GIVEN TASK:
Will you write out the data exactly, excluding every picture?

DATASET EXTRACT:
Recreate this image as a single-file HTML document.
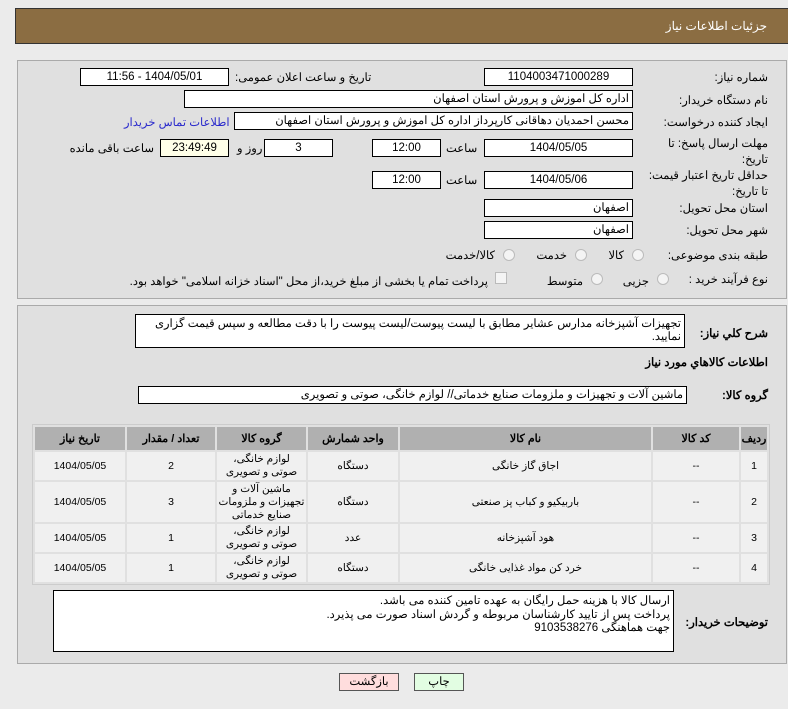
<!DOCTYPE html>
<html><head><meta charset="utf-8">
<style>
*{box-sizing:border-box}
body{margin:0;width:788px;height:709px;background:#ebebeb;font-family:"Liberation Sans","Noto Sans CJK SC",sans-serif;font-size:11px;color:#000;position:relative;overflow:hidden}
.a{position:absolute}
.hdr{left:15px;top:8px;width:780px;height:36px;background:#8b6d42;border:1px solid #333}
.hdr span{position:absolute;right:27px;top:10px;color:#fff;font-size:12px}
.pnl{border:1px solid #aaa;background:#e0e0e0}
.in{position:absolute;background:#fff;border:1px solid #000;height:18px;line-height:16px;padding:0 3px;direction:rtl;text-align:right;font-size:11.5px;white-space:nowrap;overflow:hidden}
.c{text-align:center}
.l{position:absolute;direction:rtl;text-align:right;white-space:nowrap;font-size:11.5px}
.rad{position:absolute;width:12px;height:12px;border-radius:50%;border:1px solid #bbb;background:#f4f4f4}
table{border-collapse:separate;border-spacing:2px;background:#e0e0e0;border:1px solid #ccc;direction:rtl;table-layout:fixed}
th{background:#b0b0b0;font-size:11px;font-weight:bold;height:23px;padding:0;overflow:hidden;white-space:nowrap}
td{background:#f0f0f0;text-align:center;font-size:10.5px;line-height:13px;padding:0;overflow:hidden}
</style></head><body>
<div class="a hdr"><span>جزئیات اطلاعات نیاز</span></div>

<div class="a pnl" style="left:17px;top:60px;width:770px;height:239px"></div>
<div class="a pnl" style="left:17px;top:305px;width:770px;height:359px"></div>

<div class="l" style="right:20px;top:70px">شماره نیاز:</div>
<div class="in c" style="left:484px;top:68px;width:149px">1104003471000289</div>
<div class="l" style="left:235px;top:70px">تاریخ و ساعت اعلان عمومی:</div>
<div class="in c" style="left:80px;top:68px;width:149px">1404/05/01 - 11:56</div>

<div class="l" style="right:20px;top:93px">نام دستگاه خریدار:</div>
<div class="in" style="left:184px;top:90px;width:449px">اداره کل اموزش و پرورش استان اصفهان</div>

<div class="l" style="right:20px;top:115px">ایجاد کننده درخواست:</div>
<div class="in" style="left:234px;top:112px;width:399px">محسن احمدیان دهاقانی کارپرداز اداره کل اموزش و پرورش استان اصفهان</div>
<div class="l" style="left:124px;top:115px;color:#2a2acc">اطلاعات تماس خریدار</div>

<div class="l" style="right:20px;top:136px;line-height:16px">مهلت ارسال پاسخ: تا<br>تاریخ:</div>
<div class="in c" style="left:484px;top:139px;width:149px">1404/05/05</div>
<div class="l" style="left:446px;top:141px">ساعت</div>
<div class="in c" style="left:372px;top:139px;width:69px">12:00</div>
<div class="in c" style="left:264px;top:139px;width:69px">3</div>
<div class="l" style="left:237px;top:141px">روز و</div>
<div class="in c" style="left:160px;top:139px;width:69px;background:#ffffe8">23:49:49</div>
<div class="l" style="right:634px;top:141px">ساعت باقی مانده</div>

<div class="l" style="right:20px;top:168px;line-height:16px">حداقل تاریخ اعتبار قیمت:<br>تا تاریخ:</div>
<div class="in c" style="left:484px;top:171px;width:149px">1404/05/06</div>
<div class="l" style="left:446px;top:173px">ساعت</div>
<div class="in c" style="left:372px;top:171px;width:69px">12:00</div>

<div class="l" style="right:20px;top:201px">استان محل تحویل:</div>
<div class="in" style="left:484px;top:199px;width:149px">اصفهان</div>
<div class="l" style="right:20px;top:223px">شهر محل تحویل:</div>
<div class="in" style="left:484px;top:221px;width:149px">اصفهان</div>

<div class="l" style="right:20px;top:248px">طبقه بندی موضوعی:</div>
<div class="rad" style="left:632px;top:249px"></div><div class="l" style="right:164px;top:248px">کالا</div>
<div class="rad" style="left:575px;top:249px"></div><div class="l" style="right:221px;top:248px">خدمت</div>
<div class="rad" style="left:503px;top:249px"></div><div class="l" style="right:293px;top:248px">کالا/خدمت</div>

<div class="l" style="right:20px;top:272px">نوع فرآیند خرید :</div>
<div class="rad" style="left:657px;top:273px"></div><div class="l" style="right:139px;top:274px">جزیی</div>
<div class="rad" style="left:591px;top:273px"></div><div class="l" style="right:205px;top:274px">متوسط</div>
<div class="a" style="left:495px;top:272px;width:12px;height:12px;border:1px solid #bbb;background:#f4f4f4"></div>
<div class="l" style="right:300px;top:274px">پرداخت تمام یا بخشی از مبلغ خرید،از محل "اسناد خزانه اسلامی" خواهد بود.</div>

<div class="l" style="right:20px;top:326px;font-weight:bold">شرح کلي نياز:</div>
<div class="in" style="left:135px;top:314px;width:550px;height:34px;white-space:normal;line-height:13px;padding-top:3px">تجهیزات آشپزخانه مدارس عشایر مطابق با لیست پیوست/لیست پیوست را با دقت مطالعه و سپس  قیمت گزاری نمایید.</div>
<div class="l" style="right:20px;top:355px;font-weight:bold">اطلاعات کالاهاي مورد نياز</div>
<div class="l" style="right:20px;top:388px;font-weight:bold">گروه کالا:</div>
<div class="in" style="left:138px;top:386px;width:549px">ماشین آلات و تجهیزات و ملزومات صنایع خدماتی// لوازم خانگی، صوتی و تصویری</div>

<table class="a" style="left:32px;top:424px;width:738px">
<tr><th style="width:26px">ردیف</th><th style="width:86px">کد کالا</th><th style="width:251px">نام کالا</th><th style="width:90px">واحد شمارش</th><th style="width:89px">گروه کالا</th><th style="width:88px">تعداد / مقدار</th><th>تاریخ نیاز</th></tr>
<tr style="height:28px"><td>1</td><td>--</td><td>اجاق گاز خانگی</td><td>دستگاه</td><td>لوازم خانگی،<br>صوتی و تصویری</td><td>2</td><td>1404/05/05</td></tr>
<tr style="height:40px"><td>2</td><td>--</td><td>باربیکیو و کباب پز صنعتی</td><td>دستگاه</td><td>ماشین آلات و<br>تجهیزات و ملزومات<br>صنایع خدماتی</td><td>3</td><td>1404/05/05</td></tr>
<tr style="height:28px"><td>3</td><td>--</td><td>هود آشپزخانه</td><td>عدد</td><td>لوازم خانگی،<br>صوتی و تصویری</td><td>1</td><td>1404/05/05</td></tr>
<tr style="height:28px"><td>4</td><td>--</td><td>خرد کن مواد غذایی خانگی</td><td>دستگاه</td><td>لوازم خانگی،<br>صوتی و تصویری</td><td>1</td><td>1404/05/05</td></tr>
</table>

<div class="l" style="right:20px;top:615px;font-weight:bold">توضیحات خریدار:</div>
<div class="in" style="left:53px;top:590px;width:621px;height:62px;white-space:normal;line-height:13.5px;padding-top:4px">ارسال کالا با هزینه حمل رایگان به عهده تامین کننده می باشد.<br>پرداخت پس از تایید کارشناسان مربوطه و گردش اسناد صورت می پذیرد.<br>جهت هماهنگی 9103538276</div>

<div class="in c" style="left:339px;top:673px;width:60px;height:18px;background:#fdd;border-color:#555">بازگشت</div>
<div class="in c" style="left:414px;top:673px;width:50px;height:18px;background:#e2fde2;border-color:#555">چاپ</div>
</body></html>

TASK RESPONSE:
Recreate this image as a single-file HTML document.
<!DOCTYPE html>
<html><head><meta charset="utf-8">
<style>
*{box-sizing:border-box}
body{margin:0;width:788px;height:709px;background:#ebebeb;font-family:"Liberation Sans","Noto Sans CJK SC",sans-serif;font-size:11px;color:#000;position:relative;overflow:hidden}
.a{position:absolute}
.hdr{left:15px;top:8px;width:780px;height:36px;background:#8b6d42;border:1px solid #333}
.hdr span{position:absolute;right:27px;top:10px;color:#fff;font-size:12px}
.pnl{border:1px solid #aaa;background:#e0e0e0}
.in{position:absolute;background:#fff;border:1px solid #000;height:18px;line-height:16px;padding:0 3px;direction:rtl;text-align:right;font-size:11.5px;white-space:nowrap;overflow:hidden}
.c{text-align:center}
.l{position:absolute;direction:rtl;text-align:right;white-space:nowrap;font-size:11.5px}
.rad{position:absolute;width:12px;height:12px;border-radius:50%;border:1px solid #bbb;background:#f4f4f4}
table{border-collapse:separate;border-spacing:2px;background:#e0e0e0;border:1px solid #ccc;direction:rtl;table-layout:fixed}
th{background:#b0b0b0;font-size:11px;font-weight:bold;height:23px;padding:0;overflow:hidden;white-space:nowrap}
td{background:#f0f0f0;text-align:center;font-size:10.5px;line-height:13px;padding:0;overflow:hidden}
</style></head><body>
<div class="a hdr"><span>جزئیات اطلاعات نیاز</span></div>

<div class="a pnl" style="left:17px;top:60px;width:770px;height:239px"></div>
<div class="a pnl" style="left:17px;top:305px;width:770px;height:359px"></div>

<div class="l" style="right:20px;top:70px">شماره نیاز:</div>
<div class="in c" style="left:484px;top:68px;width:149px">1104003471000289</div>
<div class="l" style="left:235px;top:70px">تاریخ و ساعت اعلان عمومی:</div>
<div class="in c" style="left:80px;top:68px;width:149px">1404/05/01 - 11:56</div>

<div class="l" style="right:20px;top:93px">نام دستگاه خریدار:</div>
<div class="in" style="left:184px;top:90px;width:449px">اداره کل اموزش و پرورش استان اصفهان</div>

<div class="l" style="right:20px;top:115px">ایجاد کننده درخواست:</div>
<div class="in" style="left:234px;top:112px;width:399px">محسن احمدیان دهاقانی کارپرداز اداره کل اموزش و پرورش استان اصفهان</div>
<div class="l" style="left:124px;top:115px;color:#2a2acc">اطلاعات تماس خریدار</div>

<div class="l" style="right:20px;top:136px;line-height:16px">مهلت ارسال پاسخ: تا<br>تاریخ:</div>
<div class="in c" style="left:484px;top:139px;width:149px">1404/05/05</div>
<div class="l" style="left:446px;top:141px">ساعت</div>
<div class="in c" style="left:372px;top:139px;width:69px">12:00</div>
<div class="in c" style="left:264px;top:139px;width:69px">3</div>
<div class="l" style="left:237px;top:141px">روز و</div>
<div class="in c" style="left:160px;top:139px;width:69px;background:#ffffe8">23:49:49</div>
<div class="l" style="right:634px;top:141px">ساعت باقی مانده</div>

<div class="l" style="right:20px;top:168px;line-height:16px">حداقل تاریخ اعتبار قیمت:<br>تا تاریخ:</div>
<div class="in c" style="left:484px;top:171px;width:149px">1404/05/06</div>
<div class="l" style="left:446px;top:173px">ساعت</div>
<div class="in c" style="left:372px;top:171px;width:69px">12:00</div>

<div class="l" style="right:20px;top:201px">استان محل تحویل:</div>
<div class="in" style="left:484px;top:199px;width:149px">اصفهان</div>
<div class="l" style="right:20px;top:223px">شهر محل تحویل:</div>
<div class="in" style="left:484px;top:221px;width:149px">اصفهان</div>

<div class="l" style="right:20px;top:248px">طبقه بندی موضوعی:</div>
<div class="rad" style="left:632px;top:249px"></div><div class="l" style="right:164px;top:248px">کالا</div>
<div class="rad" style="left:575px;top:249px"></div><div class="l" style="right:221px;top:248px">خدمت</div>
<div class="rad" style="left:503px;top:249px"></div><div class="l" style="right:293px;top:248px">کالا/خدمت</div>

<div class="l" style="right:20px;top:272px">نوع فرآیند خرید :</div>
<div class="rad" style="left:657px;top:273px"></div><div class="l" style="right:139px;top:274px">جزیی</div>
<div class="rad" style="left:591px;top:273px"></div><div class="l" style="right:205px;top:274px">متوسط</div>
<div class="a" style="left:495px;top:272px;width:12px;height:12px;border:1px solid #bbb;background:#f4f4f4"></div>
<div class="l" style="right:300px;top:274px">پرداخت تمام یا بخشی از مبلغ خرید،از محل "اسناد خزانه اسلامی" خواهد بود.</div>

<div class="l" style="right:20px;top:326px;font-weight:bold">شرح کلي نياز:</div>
<div class="in" style="left:135px;top:314px;width:550px;height:34px;white-space:normal;line-height:13px;padding-top:3px">تجهیزات آشپزخانه مدارس عشایر مطابق با لیست پیوست/لیست پیوست را با دقت مطالعه و سپس  قیمت گزاری نمایید.</div>
<div class="l" style="right:20px;top:355px;font-weight:bold">اطلاعات کالاهاي مورد نياز</div>
<div class="l" style="right:20px;top:388px;font-weight:bold">گروه کالا:</div>
<div class="in" style="left:138px;top:386px;width:549px">ماشین آلات و تجهیزات و ملزومات صنایع خدماتی// لوازم خانگی، صوتی و تصویری</div>

<table class="a" style="left:32px;top:424px;width:738px">
<tr><th style="width:26px">ردیف</th><th style="width:86px">کد کالا</th><th style="width:251px">نام کالا</th><th style="width:90px">واحد شمارش</th><th style="width:89px">گروه کالا</th><th style="width:88px">تعداد / مقدار</th><th>تاریخ نیاز</th></tr>
<tr style="height:28px"><td>1</td><td>--</td><td>اجاق گاز خانگی</td><td>دستگاه</td><td>لوازم خانگی،<br>صوتی و تصویری</td><td>2</td><td>1404/05/05</td></tr>
<tr style="height:40px"><td>2</td><td>--</td><td>باربیکیو و کباب پز صنعتی</td><td>دستگاه</td><td>ماشین آلات و<br>تجهیزات و ملزومات<br>صنایع خدماتی</td><td>3</td><td>1404/05/05</td></tr>
<tr style="height:28px"><td>3</td><td>--</td><td>هود آشپزخانه</td><td>عدد</td><td>لوازم خانگی،<br>صوتی و تصویری</td><td>1</td><td>1404/05/05</td></tr>
<tr style="height:28px"><td>4</td><td>--</td><td>خرد کن مواد غذایی خانگی</td><td>دستگاه</td><td>لوازم خانگی،<br>صوتی و تصویری</td><td>1</td><td>1404/05/05</td></tr>
</table>

<div class="l" style="right:20px;top:615px;font-weight:bold">توضیحات خریدار:</div>
<div class="in" style="left:53px;top:590px;width:621px;height:62px;white-space:normal;line-height:13.5px;padding-top:4px">ارسال کالا با هزینه حمل رایگان به عهده تامین کننده می باشد.<br>پرداخت پس از تایید کارشناسان مربوطه و گردش اسناد صورت می پذیرد.<br>جهت هماهنگی 9103538276</div>

<div class="in c" style="left:339px;top:673px;width:60px;height:18px;background:#fdd;border-color:#555">بازگشت</div>
<div class="in c" style="left:414px;top:673px;width:50px;height:18px;background:#e2fde2;border-color:#555">چاپ</div>
</body></html>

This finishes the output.